**Problem description:** Look through the lines below and state how many hold the word "styles". Write only the number.

**Data provided:**

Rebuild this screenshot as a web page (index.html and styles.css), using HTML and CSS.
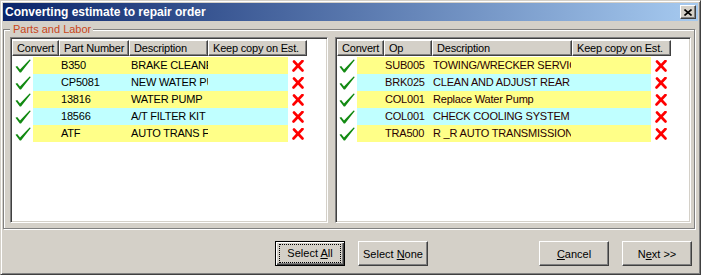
FILE: index.html
```html
<!DOCTYPE html>
<html lang="en">
<head>
    <meta charset="UTF-8">
    <title>Converting estimate to repair order</title>
    <link rel="stylesheet" href="styles.css">
</head>
<body>
    <div class="window">
        <div class="titlebar">
            <span class="title">Converting estimate to repair order</span>
            <span class="close">
                <svg width="8" height="7" viewBox="0 0 8 7"><path d="M0.5 0.5 L7.5 6.5 M7.5 0.5 L0.5 6.5" stroke="#000" stroke-width="1.6"/></svg>
            </span>
        </div>

        <fieldset class="group">
            <legend>Parts and Labor</legend>
            <div class="lists">
                <!-- parts -->
                <div class="list parts">
                    <div class="head">
                        <span class="hc w-conv">Convert</span>
                        <span class="hc w-part">Part Number</span>
                        <span class="hc w-pdesc">Description</span>
                        <span class="hc w-keep">Keep copy on Est.</span>
                    </div>
                    <div class="row y">
                        <span class="chk"><svg class="ok" viewBox="0 0 16 14"><path d="M0.5 7.8 L2.2 6.9 L5 10.4 L14.6 0.5 L15.8 1 L6 13.6 L4.8 13.6 Z"/></svg></span>
                        <span class="cell lead"></span><span class="cell w-part">B350</span><span class="cell w-pdesc">BRAKE CLEANER</span><span class="cell pad"></span>
                        <span class="del"><svg class="no" viewBox="0 0 12 12"><path d="M2 1.5 L10.5 10.5 M10.5 1 L1.5 10.5"/></svg></span>
                    </div>
                    <div class="row c">
                        <span class="chk"><svg class="ok" viewBox="0 0 16 14"><path d="M0.5 7.8 L2.2 6.9 L5 10.4 L14.6 0.5 L15.8 1 L6 13.6 L4.8 13.6 Z"/></svg></span>
                        <span class="cell lead"></span><span class="cell w-part">CP5081</span><span class="cell w-pdesc">NEW WATER PUMP</span><span class="cell pad"></span>
                        <span class="del"><svg class="no" viewBox="0 0 12 12"><path d="M2 1.5 L10.5 10.5 M10.5 1 L1.5 10.5"/></svg></span>
                    </div>
                    <div class="row y">
                        <span class="chk"><svg class="ok" viewBox="0 0 16 14"><path d="M0.5 7.8 L2.2 6.9 L5 10.4 L14.6 0.5 L15.8 1 L6 13.6 L4.8 13.6 Z"/></svg></span>
                        <span class="cell lead"></span><span class="cell w-part">13816</span><span class="cell w-pdesc">WATER PUMP</span><span class="cell pad"></span>
                        <span class="del"><svg class="no" viewBox="0 0 12 12"><path d="M2 1.5 L10.5 10.5 M10.5 1 L1.5 10.5"/></svg></span>
                    </div>
                    <div class="row c">
                        <span class="chk"><svg class="ok" viewBox="0 0 16 14"><path d="M0.5 7.8 L2.2 6.9 L5 10.4 L14.6 0.5 L15.8 1 L6 13.6 L4.8 13.6 Z"/></svg></span>
                        <span class="cell lead"></span><span class="cell w-part">18566</span><span class="cell w-pdesc">A/T FILTER KIT</span><span class="cell pad"></span>
                        <span class="del"><svg class="no" viewBox="0 0 12 12"><path d="M2 1.5 L10.5 10.5 M10.5 1 L1.5 10.5"/></svg></span>
                    </div>
                    <div class="row y">
                        <span class="chk"><svg class="ok" viewBox="0 0 16 14"><path d="M0.5 7.8 L2.2 6.9 L5 10.4 L14.6 0.5 L15.8 1 L6 13.6 L4.8 13.6 Z"/></svg></span>
                        <span class="cell lead"></span><span class="cell w-part">ATF</span><span class="cell w-pdesc">AUTO TRANS FLUID</span><span class="cell pad"></span>
                        <span class="del"><svg class="no" viewBox="0 0 12 12"><path d="M2 1.5 L10.5 10.5 M10.5 1 L1.5 10.5"/></svg></span>
                    </div>
                </div>

                <!-- labor -->
                <div class="list labor">
                    <div class="head">
                        <span class="hc w-conv">Convert</span>
                        <span class="hc w-op">Op</span>
                        <span class="hc w-ldesc">Description</span>
                        <span class="hc w-keep">Keep copy on Est.</span>
                    </div>
                    <div class="row y">
                        <span class="chk"><svg class="ok" viewBox="0 0 16 14"><path d="M0.5 7.8 L2.2 6.9 L5 10.4 L14.6 0.5 L15.8 1 L6 13.6 L4.8 13.6 Z"/></svg></span>
                        <span class="cell lead"></span><span class="cell w-op">SUB005</span><span class="cell w-ldesc">TOWING/WRECKER SERVICE</span><span class="cell pad"></span>
                        <span class="del"><svg class="no" viewBox="0 0 12 12"><path d="M2 1.5 L10.5 10.5 M10.5 1 L1.5 10.5"/></svg></span>
                    </div>
                    <div class="row c">
                        <span class="chk"><svg class="ok" viewBox="0 0 16 14"><path d="M0.5 7.8 L2.2 6.9 L5 10.4 L14.6 0.5 L15.8 1 L6 13.6 L4.8 13.6 Z"/></svg></span>
                        <span class="cell lead"></span><span class="cell w-op">BRK025</span><span class="cell w-ldesc">CLEAN AND ADJUST REAR BRAKES</span><span class="cell pad"></span>
                        <span class="del"><svg class="no" viewBox="0 0 12 12"><path d="M2 1.5 L10.5 10.5 M10.5 1 L1.5 10.5"/></svg></span>
                    </div>
                    <div class="row y">
                        <span class="chk"><svg class="ok" viewBox="0 0 16 14"><path d="M0.5 7.8 L2.2 6.9 L5 10.4 L14.6 0.5 L15.8 1 L6 13.6 L4.8 13.6 Z"/></svg></span>
                        <span class="cell lead"></span><span class="cell w-op">COL001</span><span class="cell w-ldesc">Replace Water Pump</span><span class="cell pad"></span>
                        <span class="del"><svg class="no" viewBox="0 0 12 12"><path d="M2 1.5 L10.5 10.5 M10.5 1 L1.5 10.5"/></svg></span>
                    </div>
                    <div class="row c">
                        <span class="chk"><svg class="ok" viewBox="0 0 16 14"><path d="M0.5 7.8 L2.2 6.9 L5 10.4 L14.6 0.5 L15.8 1 L6 13.6 L4.8 13.6 Z"/></svg></span>
                        <span class="cell lead"></span><span class="cell w-op">COL001</span><span class="cell w-ldesc">CHECK COOLING SYSTEM ...</span><span class="cell pad"></span>
                        <span class="del"><svg class="no" viewBox="0 0 12 12"><path d="M2 1.5 L10.5 10.5 M10.5 1 L1.5 10.5"/></svg></span>
                    </div>
                    <div class="row y">
                        <span class="chk"><svg class="ok" viewBox="0 0 16 14"><path d="M0.5 7.8 L2.2 6.9 L5 10.4 L14.6 0.5 L15.8 1 L6 13.6 L4.8 13.6 Z"/></svg></span>
                        <span class="cell lead"></span><span class="cell w-op">TRA500</span><span class="cell w-ldesc">R _R AUTO TRANSMISSION</span><span class="cell pad"></span>
                        <span class="del"><svg class="no" viewBox="0 0 12 12"><path d="M2 1.5 L10.5 10.5 M10.5 1 L1.5 10.5"/></svg></span>
                    </div>
                </div>
            </div>
        </fieldset>

        <div class="actions">
            <button class="btn default"><span class="focus">Select <u>A</u>ll</span></button>
            <button class="btn">Select <u>N</u>one</button>
            <button class="btn push"><u>C</u>ancel</button>
            <button class="btn">N<u>e</u>xt &gt;&gt;</button>
        </div>
    </div>
</body>
</html>
```

FILE: styles.css
```css
* {
    box-sizing: border-box;
}

body {
    margin: 0;
    width: 701px;
    height: 275px;
    background: #d4d0c8;
    font-family: "Liberation Sans", Arial, sans-serif;
    font-size: 11px;
    letter-spacing: -0.2px;
    color: #000;
}

.window {
    display: flex;
    flex-direction: column;
    width: 701px;
    height: 275px;
    padding: 2px;
    background: #d4d0c8;
    border: 1px solid;
    border-color: #d4d0c8 #404040 #404040 #d4d0c8;
    box-shadow: inset 1px 1px 0 #fff, inset -1px -1px 0 #808080;
}

/* title bar */
.titlebar {
    display: flex;
    align-items: center;
    justify-content: space-between;
    height: 18px;
    padding: 0 2px 0 2px;
    background: linear-gradient(to right, #0a246a, #a6caf0);
    color: #fff;
}

.title {
    font-weight: bold;
    font-size: 12px;
    letter-spacing: 0;
    white-space: nowrap;
}

.close {
    display: flex;
    align-items: center;
    justify-content: center;
    width: 16px;
    height: 14px;
    background: #d4d0c8;
    border: 1px solid;
    border-color: #fff #404040 #404040 #fff;
    box-shadow: inset -1px -1px 0 #808080;
}

/* group box */
.group {
    margin: 2px 3px 0 0;
    padding: 1px 3px 5px 6px;
    min-width: 0;
    border: 1px solid #808080;
    box-shadow: 1px 1px 0 #fff, inset 1px 1px 0 #fff;
}

.group legend {
    padding: 0 2px 0 3px;
    line-height: 13px;
    letter-spacing: 0;
    color: #c8461a;
    background: #d4d0c8;
}

.lists {
    display: flex;
    gap: 7px;
}

.list {
    height: 186px;
    padding: 2px 1px 1px 1px;
    background: #fff;
    border: 1px solid;
    border-color: #808080 #fff #fff #808080;
    box-shadow: inset 1px 1px 0 #404040, inset -1px -1px 0 #d4d0c8;
    overflow: hidden;
}

.parts {
    width: 318px;
}

.labor {
    flex: 1;
}

/* header */
.head {
    display: flex;
    margin-bottom: 1px;
}

.hc {
    height: 16px;
    padding-left: 4px;
    line-height: 14px;
    white-space: nowrap;
    overflow: hidden;
    background: #d4d0c8;
    border: 1px solid;
    border-color: #fff #404040 #404040 #fff;
    box-shadow: inset -1px -1px 0 #808080;
}

.w-conv { width: 47px; }
.w-part { width: 70px; }
.w-pdesc { width: 79px; }
.w-op { width: 48px; }
.w-ldesc { width: 140px; }
.w-keep { width: 99px; }

/* rows */
.row {
    display: flex;
    height: 17px;
    line-height: 17px;
}

.chk {
    display: flex;
    align-items: center;
    width: 21px;
    padding-left: 3px;
    background: #fff;
}

.labor .chk {
    width: 20px;
    padding-left: 2px;
}

.ok {
    width: 16px;
    height: 14px;
    fill: #128a12;
}

.cell {
    padding-left: 2px;
    white-space: nowrap;
    overflow: hidden;
}

.row.y .cell { background: #ffff88; }
.row.c .cell { background: #c0ffff; }

.labor .cell { color: #2a0000; }

.lead { width: 26px; }
.pad { width: 80px; }

.del {
    display: flex;
    align-items: center;
    padding-left: 4px;
}

.no {
    width: 12px;
    height: 12px;
    fill: none;
    stroke: #f00;
    stroke-width: 2.6;
    stroke-linecap: round;
}

/* buttons */
.actions {
    display: flex;
    align-items: flex-start;
    gap: 13px;
    padding: 12px 6px 0 272px;
}

.btn {
    width: 70px;
    height: 25px;
    padding: 0;
    font: inherit;
    letter-spacing: 0;
    color: #000;
    text-align: center;
    background: #d4d0c8;
    border: 1px solid;
    border-color: #fff #404040 #404040 #fff;
    box-shadow: inset -1px -1px 0 #808080;
}

.btn.default {
    border-color: #000;
    box-shadow: inset 1px 1px 0 #fff, inset -1px -1px 0 #404040, inset -2px -2px 0 #808080;
}

.focus {
    display: block;
    width: 62px;
    height: 19px;
    margin: 0 auto;
    line-height: 17px;
    border: 1px dotted #000;
}

.push {
    margin-left: auto;
}
```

**Response to the exercise:** 3